_TASK DESCRIPTION_: Write out the material again exactly, please, and omit the pictures.
↓↓↓
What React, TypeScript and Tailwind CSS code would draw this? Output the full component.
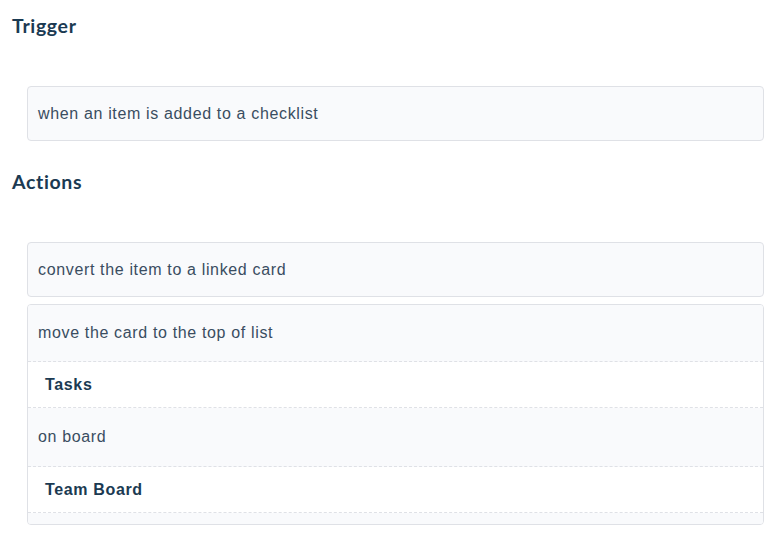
import React from 'react';

function Heading({ children }: { children: React.ReactNode }) {
  return (
    <h3 className="text-[19.5px] leading-[24px] font-bold text-[#1b3a52]" style={{ fontFamily: 'Lato, "Open Sans", sans-serif' }}>
      {children}
    </h3>
  );
}

function Row({ text, bold, tall }: { text: string; bold?: boolean; tall?: boolean }) {
  if (bold) {
    return (
      <div className="h-[46px] flex items-center pl-[17px] bg-white border-b border-dashed border-[#dfe1e6] font-bold text-[#1b3a52]">
        {text}
      </div>
    );
  }
  return (
    <div className={`${tall ? 'h-[59px]' : 'h-[57px]'} flex items-center pl-[10px] bg-[#f9fafc] border-b border-dashed border-[#dfe1e6] text-[#3a4d61]`}>
      {text}
    </div>
  );
}

export default function App() {
  return (
    <div
      className="w-[782px] h-[543px] bg-white pl-[12px] pt-[14px] text-[16px] tracking-[0.65px]"
      style={{ fontFamily: '"Liberation Sans", Arial, sans-serif' }}
    >
      <Heading>Trigger</Heading>
      <div className="ml-[15px] w-[737px] mt-[48px] h-[55px] flex items-center pl-[10px] bg-[#f9fafc] border border-[#dfe1e6] rounded-[4px] text-[#3a4d61]">
        when an item is added to a checklist
      </div>

      <div className="mt-[29px]">
        <Heading>Actions</Heading>
      </div>
      <div className="ml-[15px] w-[737px] mt-[48px] flex flex-col gap-[7px]">
        <div className="h-[55px] flex items-center pl-[10px] bg-[#f9fafc] border border-[#dfe1e6] rounded-[4px] text-[#3a4d61]">
          convert the item to a linked card
        </div>
        <div className="border border-[#dfe1e6] rounded-[4px] overflow-hidden bg-[#f9fafc]">
          <Row text="move the card to the top of list" />
          <Row text="Tasks" bold />
          <Row text="on board" tall />
          <Row text="Team Board" bold />
          <div className="h-[11px] bg-[#f9fafc]" />
        </div>
      </div>
    </div>
  );
}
↑↑↑
_EXPECTED ANSWER_:
What React, TypeScript and Tailwind CSS code would draw this? Output the full component.
import React from 'react';

function Heading({ children }: { children: React.ReactNode }) {
  return (
    <h3 className="text-[19.5px] leading-[24px] font-bold text-[#1b3a52]" style={{ fontFamily: 'Lato, "Open Sans", sans-serif' }}>
      {children}
    </h3>
  );
}

function Row({ text, bold, tall }: { text: string; bold?: boolean; tall?: boolean }) {
  if (bold) {
    return (
      <div className="h-[46px] flex items-center pl-[17px] bg-white border-b border-dashed border-[#dfe1e6] font-bold text-[#1b3a52]">
        {text}
      </div>
    );
  }
  return (
    <div className={`${tall ? 'h-[59px]' : 'h-[57px]'} flex items-center pl-[10px] bg-[#f9fafc] border-b border-dashed border-[#dfe1e6] text-[#3a4d61]`}>
      {text}
    </div>
  );
}

export default function App() {
  return (
    <div
      className="w-[782px] h-[543px] bg-white pl-[12px] pt-[14px] text-[16px] tracking-[0.65px]"
      style={{ fontFamily: '"Liberation Sans", Arial, sans-serif' }}
    >
      <Heading>Trigger</Heading>
      <div className="ml-[15px] w-[737px] mt-[48px] h-[55px] flex items-center pl-[10px] bg-[#f9fafc] border border-[#dfe1e6] rounded-[4px] text-[#3a4d61]">
        when an item is added to a checklist
      </div>

      <div className="mt-[29px]">
        <Heading>Actions</Heading>
      </div>
      <div className="ml-[15px] w-[737px] mt-[48px] flex flex-col gap-[7px]">
        <div className="h-[55px] flex items-center pl-[10px] bg-[#f9fafc] border border-[#dfe1e6] rounded-[4px] text-[#3a4d61]">
          convert the item to a linked card
        </div>
        <div className="border border-[#dfe1e6] rounded-[4px] overflow-hidden bg-[#f9fafc]">
          <Row text="move the card to the top of list" />
          <Row text="Tasks" bold />
          <Row text="on board" tall />
          <Row text="Team Board" bold />
          <div className="h-[11px] bg-[#f9fafc]" />
        </div>
      </div>
    </div>
  );
}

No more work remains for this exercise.